O mau: Força Aérea e a Segurança Interna
A mesma Força Aérea encarregue de missões ao serviço da NATO, empenhada no salvamento de migrantes no Mediterrâneo ou responsável pelo policiamento do espaço aéreo europeu, está transformada em companhia aérea low cost da Polícia Judiciária. Para além do número exorbitante de agentes e do aparente desconhecimento que a PJ tem um Departamento na Madeira, a utilização de meios militares para uma operação de segurança interna levanta questões complexas e exige explicações. Não se tratam só dos limites constitucionais vigentes, que restringem o uso das forças militares a missões de proteção civil e a estados de exceção, mas a inegável evidência de que a segurança interna não é função das Forças Armadas. É, por isso, preocupante a aparente militarização da investigação criminal, especialmente por ser justificada pela falta de meios das polícias.
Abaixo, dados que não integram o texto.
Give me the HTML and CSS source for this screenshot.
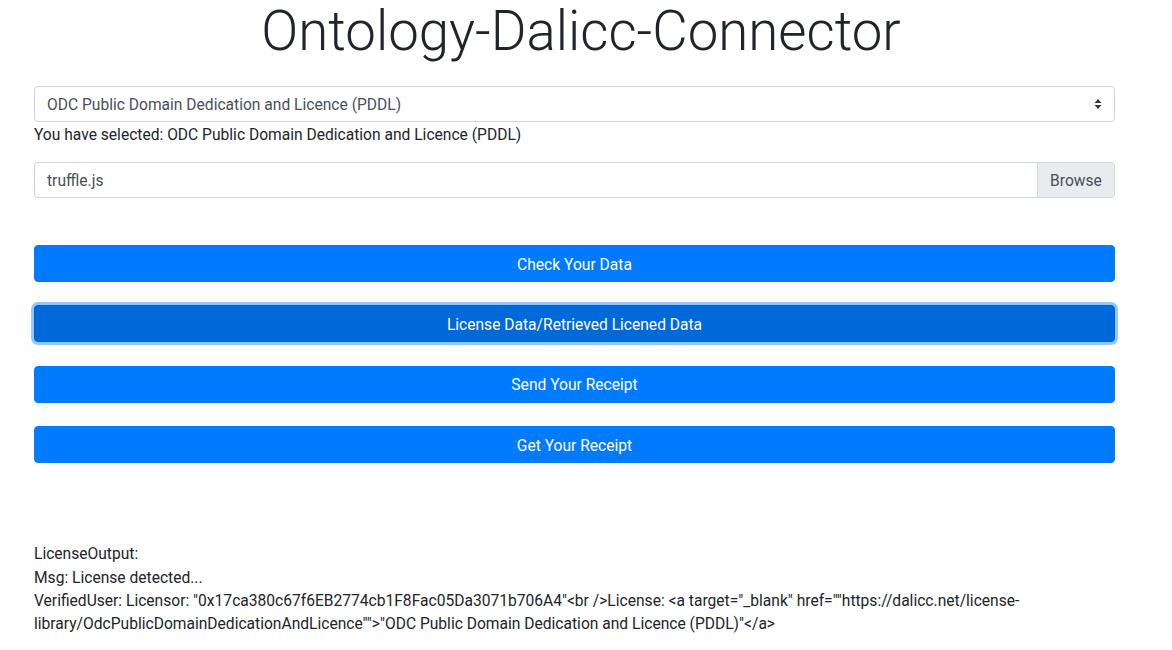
FILE: index.html
```html
<!DOCTYPE html>
<html>
<head>
<meta charset="utf-8">
<title>Ontology-Dalicc-Connector</title>
<link rel="stylesheet" href="styles.css">
</head>
<body>
<div class="page">
  <h1 class="title">Ontology-Dalicc-Connector</h1>
  <div class="container">
    <div class="select">
      <span>ODC Public Domain Dedication and Licence (PDDL)</span>
      <svg class="caret" width="8" height="10" viewBox="0 0 8 10"><path d="M4 0 L7.5 4 H0.5 Z M4 10 L7.5 6 H0.5 Z" fill="#343a40"/></svg>
    </div>
    <p class="selected">You have selected: ODC Public Domain Dedication and Licence (PDDL)</p>
    <div class="file">
      <span class="file-name">truffle.js</span>
      <span class="browse">Browse</span>
    </div>
    <div class="buttons">
      <button class="btn">Check Your Data</button>
      <button class="btn focus">License Data/Retrieved Licened Data</button>
      <button class="btn">Send Your Receipt</button>
      <button class="btn">Get Your Receipt</button>
    </div>
    <div class="output">
      <div>LicenseOutput:</div>
      <div>Msg: License detected...</div>
      <div>VerifiedUser: Licensor: "0x17ca380c67f6EB2774cb1F8Fac05Da3071b706A4"&lt;br /&gt;License: &lt;a target="_blank" href=""https://dalicc.net/license-library/OdcPublicDomainDedicationAndLicence""&gt;"ODC Public Domain Dedication and Licence (PDDL)"&lt;/a&gt;</div>
    </div>
  </div>
</div>
</body>
</html>
```

FILE: styles.css
```css
html, body {
  margin: 0;
  padding: 0;
  background: #fff;
}
body {
  font-family: Roboto, "Liberation Sans", sans-serif;
  font-size: 15.6px;
  color: #212529;
}
.page {
  width: 1162px;
}
.title {
  margin: 0 0 20px 0;
  height: 66px;
  line-height: 62px;
  font-size: 54.6px;
  font-weight: 300;
  text-align: center;
  color: #212529;
}
.container {
  margin-left: 34px;
  width: 1081px;
}
.select {
  box-sizing: border-box;
  height: 36px;
  border: 1px solid #ced4da;
  border-radius: 4px;
  padding: 2px 12px 0;
  display: flex;
  align-items: center;
  justify-content: space-between;
  color: #495057;
}
.caret {
  margin-top: -2px;
}
.selected {
  margin: 0;
  padding-top: 1px;
  line-height: 24px;
}
.file {
  box-sizing: border-box;
  margin-top: 15px;
  height: 36px;
  border: 1px solid #ced4da;
  border-radius: 4px;
  display: flex;
  align-items: stretch;
  color: #495057;
  overflow: hidden;
}
.file-name {
  flex: 1;
  display: flex;
  align-items: center;
  padding: 2px 0 0 12px;
}
.browse {
  width: 76px;
  display: flex;
  align-items: center;
  justify-content: center;
  padding-top: 2px;
  background: #e9ecef;
  border-left: 1px solid #ced4da;
}
.buttons {
  margin-top: 47px;
  display: flex;
  flex-direction: column;
  gap: 23.4px;
}
.btn {
  box-sizing: border-box;
  height: 37px;
  width: 100%;
  border: 1px solid #007bff;
  border-radius: 4px;
  background: #007bff;
  color: #fff;
  font-family: Roboto, "Liberation Sans", sans-serif;
  font-size: 15.6px;
  padding: 2px 0 0;
}
.btn.focus {
  background: #0069d9;
  border-color: #0062cc;
  box-shadow: 0 0 0 3px rgba(38, 143, 255, 0.5);
}
.output {
  margin-top: 80px;
  line-height: 23.4px;
}
```
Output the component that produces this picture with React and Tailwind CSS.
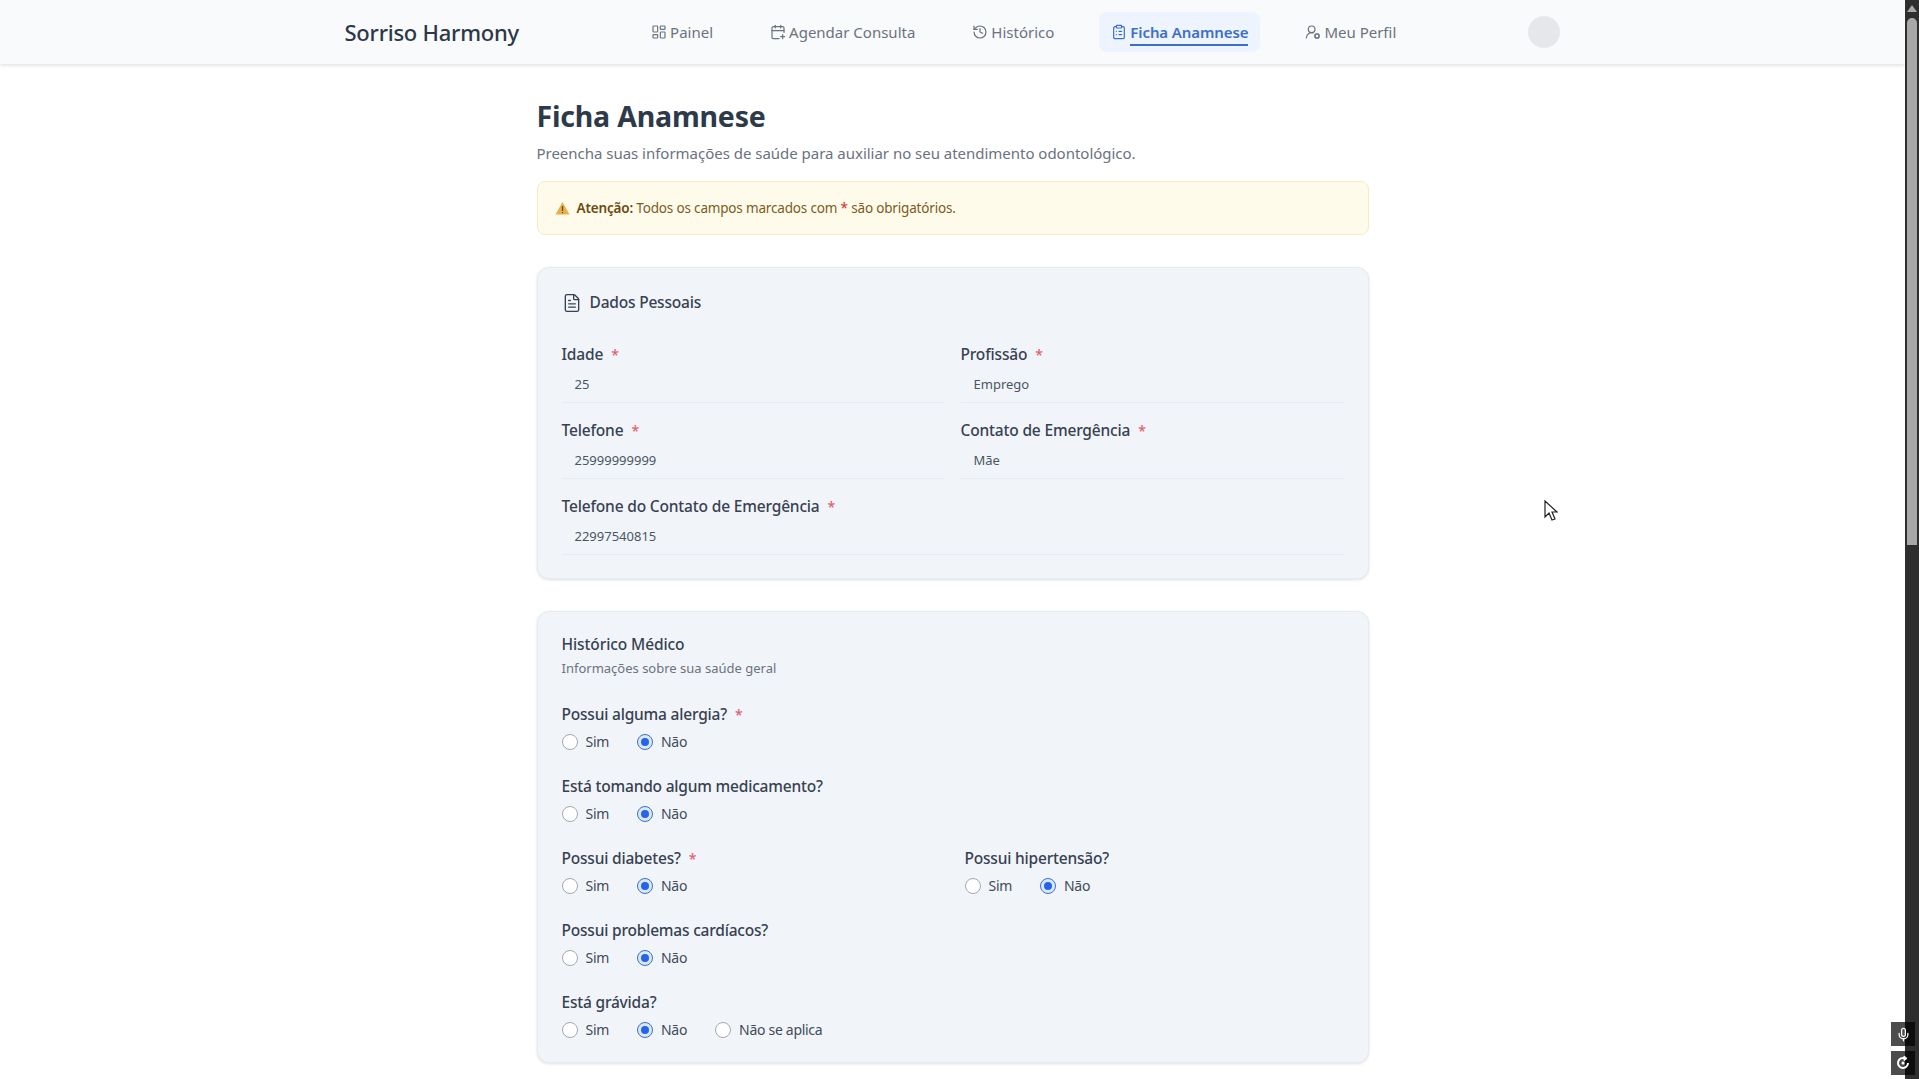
import React from "react";
import { LayoutDashboard, CalendarPlus, History, ClipboardList, UserRoundCog, FileText, Mic } from "lucide-react";

const font = "font-['Noto_Sans','Open_Sans',sans-serif]";

const Req = () => <span className="text-[#e2606f] text-sm ml-2">*</span>;

const Radio = ({ label, checked }) => (
  <label className="flex items-center gap-2">
    {checked ? (
      <span className="w-4 h-4 rounded-full border border-[#3b6fc9] bg-[#dbe8fb] flex items-center justify-center">
        <span className="w-2 h-2 rounded-full bg-[#2563eb]"></span>
      </span>
    ) : (
      <span className="w-4 h-4 rounded-full border border-[#a3a8b0] bg-white"></span>
    )}
    <span className="text-sm text-[#414b58] tracking-[-0.3px]">{label}</span>
  </label>
);

const Question = ({ label, required, extra }) => (
  <div className="h-[72px]">
    <div className="h-[24px] text-[15.5px] font-medium text-[#374151] tracking-[-0.2px] leading-6">
      {label}
      {required && <Req />}
    </div>
    <div className="flex gap-[28px] mt-[4px] h-[24px] items-center">
      <Radio label="Sim" />
      <Radio label="Não" checked />
      {extra && <Radio label={extra} />}
    </div>
  </div>
);

const Field = ({ label, value, wide }) => (
  <div className={"h-[76px] " + (wide ? "col-span-2" : "")}>
    <div className="h-[24px] text-[15.5px] font-medium text-[#374151] tracking-[-0.17px] leading-6">
      {label}
      <Req />
    </div>
    <div className="h-[32px] mt-[5px] pl-[13px] text-[13px] leading-[26px] text-[#4b5563] border-b border-[#e6ebf1]">
      {value}
    </div>
  </div>
);

const NavItem = ({ icon: Icon, label, active }) => (
  <div className={"flex items-center gap-[3px] h-10 px-3 rounded-lg text-[15px] " + (active ? "bg-[#eef4fd] text-[#3b6fc9] font-semibold tracking-[-0.1px]" : "text-[#6b7280]")}>
    <Icon size={16} strokeWidth={1.8} />
    <span className={"h-7 leading-7 " + (active ? "border-b-2 border-[#3b6fc9]" : "")}>{label}</span>
  </div>
);

export default function App() {
  return (
    <div className={"h-screen flex overflow-hidden relative bg-white " + font}>
      <div className="flex-1 min-w-0">
        {/* Header */}
        <header className="h-16 bg-[#f8fafc] shadow-[0_1px_4px_rgba(0,0,0,0.15)]">
          <div className="max-w-7xl mx-auto px-8 h-full flex items-center justify-between">
            <div className="text-[22px] font-medium text-[#2d3748] tracking-[-0.24px]">Sorriso Harmony</div>
            <nav className="flex items-center gap-[33px]">
              <NavItem icon={LayoutDashboard} label="Painel" />
              <NavItem icon={CalendarPlus} label="Agendar Consulta" />
              <NavItem icon={History} label="Histórico" />
              <NavItem icon={ClipboardList} label="Ficha Anamnese" active />
              <NavItem icon={UserRoundCog} label="Meu Perfil" />
            </nav>
            <div className="w-8 h-8 rounded-full bg-[#e5e7eb]"></div>
          </div>
        </header>

        <main className="max-w-4xl mx-auto px-8 pt-[32px]">
          <h1 className="text-[28.5px] leading-10 font-bold text-[#2d3a4a] tracking-[-0.2px]">Ficha Anamnese</h1>
          <p className="mt-[5px] text-[15px] leading-6 text-[#6b7280] tracking-[-0.02px]">
            Preencha suas informações de saúde para auxiliar no seu atendimento odontológico.
          </p>

          <div className="mt-[16px] h-[54px] flex items-center gap-[7px] px-[17px] bg-[#fffbeb] border border-[#f6ecc0] rounded-lg text-[13.5px] tracking-[-0.17px] text-[#7a5b1e]">
            <svg width="15" height="14" viewBox="0 0 15 14">
              <path d="M7.5 1 14.5 13.5H.5z" fill="#e8b04b" />
              <path d="M7.5 5v5M7.5 11v1.2" stroke="#6b4a10" strokeWidth="1.3" />
            </svg>
            <span>
              <b className="font-semibold text-[#6b4a10]">Atenção:</b> Todos os campos marcados com{" "}
              <span className="text-[#dc2626]">*</span> são obrigatórios.
            </span>
          </div>

          {/* Dados Pessoais */}
          <section className="mt-[32px] h-[312px] bg-[#f1f5f9] border border-[#e6ebf1] rounded-xl shadow-[0_1px_3px_rgba(0,0,0,0.12)] px-6 pt-[25px]">
            <div className="flex items-center gap-[8px] h-[20px] text-[15.5px] font-medium text-[#374151] tracking-[-0.2px]">
              <FileText size={20} strokeWidth={1.6} />
              Dados Pessoais
            </div>
            <div className="grid grid-cols-2 gap-x-4 mt-[29px]">
              <Field label="Idade" value="25" />
              <Field label="Profissão" value="Emprego" />
              <Field label="Telefone" value="25999999999" />
              <Field label="Contato de Emergência" value="Mãe" />
              <Field label="Telefone do Contato de Emergência" value="22997540815" wide />
            </div>
          </section>

          {/* Historico Medico */}
          <section className="mt-[32px] h-[452px] bg-[#f1f5f9] border border-[#e6ebf1] rounded-xl shadow-[0_1px_3px_rgba(0,0,0,0.12)] px-6 pt-[20px]">
            <div className="text-[15.5px] leading-6 font-medium text-[#374151] tracking-[-0.1px]">Histórico Médico</div>
            <div className="text-[13px] leading-6 text-[#6b7280]">Informações sobre sua saúde geral</div>
            <div className="mt-[22px]">
              <Question label="Possui alguma alergia?" required />
              <Question label="Está tomando algum medicamento?" />
              <div className="grid grid-cols-2 gap-x-[24px]">
                <Question label="Possui diabetes?" required />
                <Question label="Possui hipertensão?" />
              </div>
              <Question label="Possui problemas cardíacos?" />
              <Question label="Está grávida?" extra="Não se aplica" />
            </div>
          </section>
        </main>
      </div>

      {/* Scrollbar */}
      <div className="w-[14px] shrink-0 bg-[#2e2e2e] flex flex-col items-center pt-[5px]">
        <div className="w-0 h-0 border-x-[5px] border-x-transparent border-b-[7px] border-b-[#a8a8a8]"></div>
        <div className="mt-[6px] w-[10px] h-[527px] bg-[#a8a8a8] rounded-t-[5px]"></div>
      </div>

      {/* Overlay buttons */}
      <div className="absolute right-[4px] bottom-[4px] flex flex-col gap-[5px]">
        <div className="w-6 h-6 bg-black/70 flex items-center justify-center text-white">
          <Mic size={15} />
        </div>
        <div className="w-6 h-6 bg-black/70 flex items-center justify-center text-white">
          <svg width="16" height="16" viewBox="0 0 16 16" fill="none" stroke="currentColor" strokeWidth="2">
            <path d="M13 8a5 5 0 1 1-3-4.6" />
            <path d="M9 1l3 2.4-3 2.2z" fill="currentColor" strokeWidth="1" />
            <circle cx="8" cy="8" r="1.5" fill="currentColor" stroke="none" />
          </svg>
        </div>
      </div>

      {/* Cursor */}
      <svg className="absolute left-[1544px] top-[500px]" width="14" height="21" viewBox="0 0 14 21">
        <path d="M1 1v16l4-4 3 7 3-1-3-7h5z" fill="#fff" stroke="#222" strokeWidth="1.2" />
      </svg>
    </div>
  );
}
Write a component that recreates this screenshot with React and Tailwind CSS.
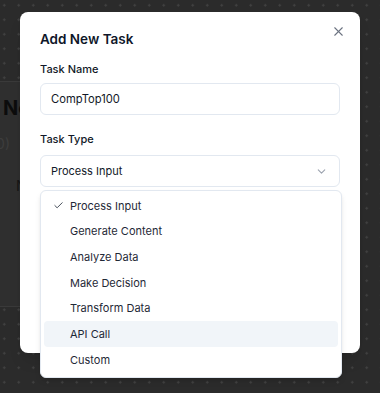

A este ritmo, e perante a reconhecida falta de recursos humanos da PJ e da PSP, está feito o caminho para que tenhamos militares encarregues de buscas domiciliárias, revistas e apreensões. Será esse o resultado da progressiva erosão da linha que separa a segurança interna da defesa nacional. Todavia, isso não significa que não deva existir cooperação entre as polícias e as Forças Armadas. Ninguém compreenderia que, à custa da distinção teórica entre segurança interna e defesa nacional, se pusesse em causa o combate à criminalidade. O que se exige é que a articulação entre uns e outros seja feita de forma transparente, sindicável e proporcional, e não se transforme a Força Aérea numa companhia de transportes da PJ, com voos regulares para a Madeira. Por este andar, só lhes falta ter direito a subsídio de mobilidade.
O imune: Miguel Castro
Esta crónica não é sobre um político que foi apanhado a conduzir com um copo a mais, mas sobre um político que foi apanhado e quis aproveitar-se disso. Miguel Castro, figurante anónimo nos cartazes de André Ventura para as próximas eleições regionais e líder do Chega Madeira, foi multado por conduzir sob o efeito de álcool. O exercício de funções políticas – Castro é deputado à Assembleia Legislativa – não reduz, nem acresce, à responsabilidade que qualquer outro cidadão teria em situação idêntica. Até aqui, pouco ou nada a apontar. O problema é que a politiquice é tentadora, especialmente quando se lidera um projeto partidário assente em chavões populistas e na diabolização dos políticos. No ato de contrição que Miguel Castro partilhou nas redes sociais, por entre inusitados agradecimentos à PSP e um justo apelo a que quem conduz não beba, o líder do Chega bateu no peito e gabou-se de não ter utilizado a imunidade parlamentar a que, supostamente, teria direito. O problema é que não tinha. Aliás, só quem tem uma ideia muito errada do que é, e para o que serve, a imunidade, pode considerar que a mesma se aplicaria numa operação Stop de rotina. Talvez seja esse o problema. Miguel Castro não tem imunidade parlamentar para as operações Stop, mas parece imune ao bom senso.